When Overwintering an OB where and how it is overwintered can dictate how you approach managing the hive. Is the OB in a heated building? a 2 frame side by side In Va. almost has to be.


----------



## Irmo (Jan 9, 2012)

Thank you for the excellent advice. I will plan to do a spit as suggested. To answer your question, yes the OB hive is indoors in a heated location.

I am a little constrained by what spare equipment I have available. I am a hobbyist with just 3 working hives, so I don't have scads of spare gear. All my 10 frame bottoms and tops are in use (or will be when the packages arrive). But I do have 5 frame nuc gear available. Do you think if I put the package on 15 frames; 5 drawn, and 10 foundation that will be enough space to keep them from moving out immediately?

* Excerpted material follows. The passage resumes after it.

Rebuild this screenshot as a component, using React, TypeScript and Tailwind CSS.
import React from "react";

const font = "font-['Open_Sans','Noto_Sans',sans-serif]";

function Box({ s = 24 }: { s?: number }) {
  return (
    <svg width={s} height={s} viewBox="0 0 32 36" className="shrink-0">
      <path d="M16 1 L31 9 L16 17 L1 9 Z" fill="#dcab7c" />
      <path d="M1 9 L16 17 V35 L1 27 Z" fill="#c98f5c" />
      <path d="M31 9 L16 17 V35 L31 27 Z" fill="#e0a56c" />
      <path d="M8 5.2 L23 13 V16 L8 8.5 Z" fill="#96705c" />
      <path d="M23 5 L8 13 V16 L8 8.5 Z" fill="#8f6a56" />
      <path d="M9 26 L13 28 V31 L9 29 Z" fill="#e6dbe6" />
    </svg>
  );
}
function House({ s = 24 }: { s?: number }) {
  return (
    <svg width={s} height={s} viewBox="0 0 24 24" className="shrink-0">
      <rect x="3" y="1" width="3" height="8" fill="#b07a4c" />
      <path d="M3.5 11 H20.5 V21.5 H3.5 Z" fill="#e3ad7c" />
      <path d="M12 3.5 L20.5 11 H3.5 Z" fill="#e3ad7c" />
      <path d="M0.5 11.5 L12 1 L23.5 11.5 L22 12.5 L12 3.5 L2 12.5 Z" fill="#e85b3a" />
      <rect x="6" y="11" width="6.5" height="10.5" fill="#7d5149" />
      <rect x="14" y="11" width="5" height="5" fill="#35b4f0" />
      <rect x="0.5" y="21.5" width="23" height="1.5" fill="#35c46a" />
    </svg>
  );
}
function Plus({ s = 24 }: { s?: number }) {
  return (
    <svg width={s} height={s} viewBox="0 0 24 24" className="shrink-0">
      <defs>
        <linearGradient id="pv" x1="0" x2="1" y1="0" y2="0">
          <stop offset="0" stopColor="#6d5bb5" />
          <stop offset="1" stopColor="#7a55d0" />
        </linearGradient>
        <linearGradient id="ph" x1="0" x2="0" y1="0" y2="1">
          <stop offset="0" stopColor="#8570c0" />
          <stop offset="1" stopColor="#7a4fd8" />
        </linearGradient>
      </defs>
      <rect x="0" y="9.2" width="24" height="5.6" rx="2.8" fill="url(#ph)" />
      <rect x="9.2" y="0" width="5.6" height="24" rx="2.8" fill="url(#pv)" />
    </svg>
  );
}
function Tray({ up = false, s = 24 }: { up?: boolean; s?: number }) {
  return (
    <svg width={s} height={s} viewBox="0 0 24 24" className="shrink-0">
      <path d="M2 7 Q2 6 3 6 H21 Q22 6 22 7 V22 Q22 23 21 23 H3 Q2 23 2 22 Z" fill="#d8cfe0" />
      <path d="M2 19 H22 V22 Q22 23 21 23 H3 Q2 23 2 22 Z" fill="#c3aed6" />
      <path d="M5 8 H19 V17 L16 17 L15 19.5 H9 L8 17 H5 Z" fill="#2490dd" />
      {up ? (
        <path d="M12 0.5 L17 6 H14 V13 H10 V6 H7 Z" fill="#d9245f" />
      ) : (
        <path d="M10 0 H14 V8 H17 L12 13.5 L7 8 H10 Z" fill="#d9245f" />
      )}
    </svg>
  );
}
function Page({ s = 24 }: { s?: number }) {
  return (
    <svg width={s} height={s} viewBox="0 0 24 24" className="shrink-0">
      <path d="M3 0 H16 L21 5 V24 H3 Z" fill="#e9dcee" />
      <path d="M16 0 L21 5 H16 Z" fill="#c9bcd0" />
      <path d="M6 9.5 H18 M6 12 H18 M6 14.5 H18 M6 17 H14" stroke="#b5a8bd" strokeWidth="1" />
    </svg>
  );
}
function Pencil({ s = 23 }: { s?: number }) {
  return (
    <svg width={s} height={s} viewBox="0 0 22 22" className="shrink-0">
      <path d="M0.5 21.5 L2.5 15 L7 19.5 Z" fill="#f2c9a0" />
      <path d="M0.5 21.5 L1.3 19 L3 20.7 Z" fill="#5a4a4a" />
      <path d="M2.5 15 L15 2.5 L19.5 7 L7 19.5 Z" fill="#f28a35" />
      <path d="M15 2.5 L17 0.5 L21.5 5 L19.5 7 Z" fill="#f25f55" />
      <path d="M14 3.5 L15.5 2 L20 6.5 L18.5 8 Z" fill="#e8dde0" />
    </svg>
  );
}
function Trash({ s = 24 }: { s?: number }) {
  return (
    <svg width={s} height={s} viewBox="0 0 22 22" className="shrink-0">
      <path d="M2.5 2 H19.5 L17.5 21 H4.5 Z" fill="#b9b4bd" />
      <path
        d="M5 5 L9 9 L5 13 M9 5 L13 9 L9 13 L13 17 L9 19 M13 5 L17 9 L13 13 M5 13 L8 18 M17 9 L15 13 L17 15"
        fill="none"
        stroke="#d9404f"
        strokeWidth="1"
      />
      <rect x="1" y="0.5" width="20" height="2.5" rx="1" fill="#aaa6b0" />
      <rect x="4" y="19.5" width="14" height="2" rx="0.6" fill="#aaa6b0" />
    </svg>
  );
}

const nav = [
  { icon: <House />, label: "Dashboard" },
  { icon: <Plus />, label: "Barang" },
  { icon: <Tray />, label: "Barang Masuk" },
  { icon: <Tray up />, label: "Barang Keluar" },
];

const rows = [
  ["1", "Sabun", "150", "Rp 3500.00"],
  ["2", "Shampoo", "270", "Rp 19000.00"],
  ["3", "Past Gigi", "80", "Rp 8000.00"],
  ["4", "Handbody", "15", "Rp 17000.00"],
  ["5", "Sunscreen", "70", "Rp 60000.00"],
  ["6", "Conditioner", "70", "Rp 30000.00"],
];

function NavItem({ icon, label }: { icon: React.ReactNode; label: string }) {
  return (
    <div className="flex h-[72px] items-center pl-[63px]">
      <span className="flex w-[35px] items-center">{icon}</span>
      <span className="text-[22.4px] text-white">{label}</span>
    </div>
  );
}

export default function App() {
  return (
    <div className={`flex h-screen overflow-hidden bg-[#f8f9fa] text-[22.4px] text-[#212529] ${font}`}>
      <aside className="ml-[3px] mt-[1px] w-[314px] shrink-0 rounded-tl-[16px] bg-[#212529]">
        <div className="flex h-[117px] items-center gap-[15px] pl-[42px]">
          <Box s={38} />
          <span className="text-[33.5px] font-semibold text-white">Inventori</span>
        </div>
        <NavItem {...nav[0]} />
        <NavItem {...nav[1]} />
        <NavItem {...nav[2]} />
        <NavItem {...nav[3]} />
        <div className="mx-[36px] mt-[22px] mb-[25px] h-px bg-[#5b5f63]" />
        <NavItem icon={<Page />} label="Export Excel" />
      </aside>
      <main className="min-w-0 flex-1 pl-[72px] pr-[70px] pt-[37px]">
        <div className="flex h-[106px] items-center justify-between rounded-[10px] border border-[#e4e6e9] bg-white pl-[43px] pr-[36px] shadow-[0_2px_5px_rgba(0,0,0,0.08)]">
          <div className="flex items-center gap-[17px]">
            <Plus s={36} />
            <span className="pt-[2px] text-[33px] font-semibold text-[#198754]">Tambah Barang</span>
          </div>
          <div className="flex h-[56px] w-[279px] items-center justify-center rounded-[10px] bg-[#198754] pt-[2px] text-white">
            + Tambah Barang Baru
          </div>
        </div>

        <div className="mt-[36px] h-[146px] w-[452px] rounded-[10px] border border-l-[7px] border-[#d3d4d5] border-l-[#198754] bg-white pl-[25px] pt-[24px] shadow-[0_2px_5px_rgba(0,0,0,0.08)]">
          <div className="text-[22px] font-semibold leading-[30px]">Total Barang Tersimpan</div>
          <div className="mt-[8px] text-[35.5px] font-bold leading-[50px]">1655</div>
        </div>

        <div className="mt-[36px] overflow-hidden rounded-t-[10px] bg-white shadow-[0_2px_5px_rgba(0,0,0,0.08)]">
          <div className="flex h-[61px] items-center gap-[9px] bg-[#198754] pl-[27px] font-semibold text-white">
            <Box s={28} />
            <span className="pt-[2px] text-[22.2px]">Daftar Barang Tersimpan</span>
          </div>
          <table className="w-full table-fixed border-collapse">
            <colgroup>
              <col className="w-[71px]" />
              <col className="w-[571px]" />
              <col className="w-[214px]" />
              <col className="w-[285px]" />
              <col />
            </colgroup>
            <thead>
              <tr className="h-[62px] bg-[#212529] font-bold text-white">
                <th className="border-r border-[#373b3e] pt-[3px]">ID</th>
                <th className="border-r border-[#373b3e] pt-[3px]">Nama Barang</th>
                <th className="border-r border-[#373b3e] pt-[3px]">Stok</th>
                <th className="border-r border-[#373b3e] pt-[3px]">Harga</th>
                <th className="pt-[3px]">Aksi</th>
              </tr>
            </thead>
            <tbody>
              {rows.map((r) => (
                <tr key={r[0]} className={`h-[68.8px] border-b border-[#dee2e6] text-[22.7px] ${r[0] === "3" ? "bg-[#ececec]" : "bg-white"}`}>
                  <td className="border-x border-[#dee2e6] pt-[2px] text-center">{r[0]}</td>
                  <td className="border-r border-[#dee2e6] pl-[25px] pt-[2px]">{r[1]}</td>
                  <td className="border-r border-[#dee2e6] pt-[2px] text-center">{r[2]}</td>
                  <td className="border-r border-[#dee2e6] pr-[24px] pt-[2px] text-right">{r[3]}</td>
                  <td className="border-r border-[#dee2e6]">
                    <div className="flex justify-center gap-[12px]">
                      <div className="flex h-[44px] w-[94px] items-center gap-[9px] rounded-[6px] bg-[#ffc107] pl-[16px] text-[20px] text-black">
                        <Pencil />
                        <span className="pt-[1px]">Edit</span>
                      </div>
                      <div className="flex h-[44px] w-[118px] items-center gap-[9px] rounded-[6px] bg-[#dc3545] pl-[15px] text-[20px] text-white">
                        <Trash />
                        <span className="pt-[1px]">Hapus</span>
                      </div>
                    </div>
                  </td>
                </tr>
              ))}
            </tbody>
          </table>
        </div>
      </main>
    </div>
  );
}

Also with regard to the split I have an alternative approach. I have two colonies that overwintered. One is very strong, the other is kind of weak. I plan to follow your advice for the OB hive and move 4 frames with brood and stores (and the queen), and 4 drawn but empty frames into the OB hive. Would it be OK to take the frames and bees that don't go into the OB hive and do a paper combine with the weaker overwintered hive? This would give that colony a needed boost. I'm not opposed to ordering a queen but I will be at the number of hives I'm comfortable managing. I am also certain I will have to split the stronger hive in the spring and the OB hive. That will put me at 3 working hives, the OB hive , and 2 nucs if all goes well (lol). That's pretty much my limit.


----------



## Hoot Owl Lane Bees (Feb 24, 2012)

Put 1/2 the package in a 5 frame nuc with the queen, to be installed in the OH after she is laying.
You can then put the other 1/2 of the package in the weak hive by doing a paper combine. 
You want undrawn frames in the OH so people can see what happens inside the hive.
When you need to split it remove the bottom frames, move all others down and add undrawn at the top.
Take your time learning from the OH as they grow and you should be able to keep them alive all winter next year.
I have don it with a 3 frame hive 2 years in a row started form a swarm cell and 1 deep frame.
Good luck and have fun learning


----------



## Tenbears (May 15, 2012)

Now that we know you have additional hives to work with I would do as Hoot described. Actually I would have not ordered the Package. And simply split the strong hive at the appropriate time. I would have used the split to populate the OB and let the Parent hive raise their own queen. It's what I call a two in one you get a split and the parent hive socks in the honey! A win win. However, since you have a weak hive that can use the resources splitting the package will work as well. If your OB hive has a queen introduction chamber you need not wait for them to become established. just split out of the package. Actually the queen has probably been in the package long enough that you can do a direct release. Just be careful she does not fly.


----------



## Irmo (Jan 9, 2012)

Ok thanks for those good ideas. Especially the insight on the splitting technique for the OB hive. I appreciate the guidance and look forward to trying to get the OB hive through next winter alive! 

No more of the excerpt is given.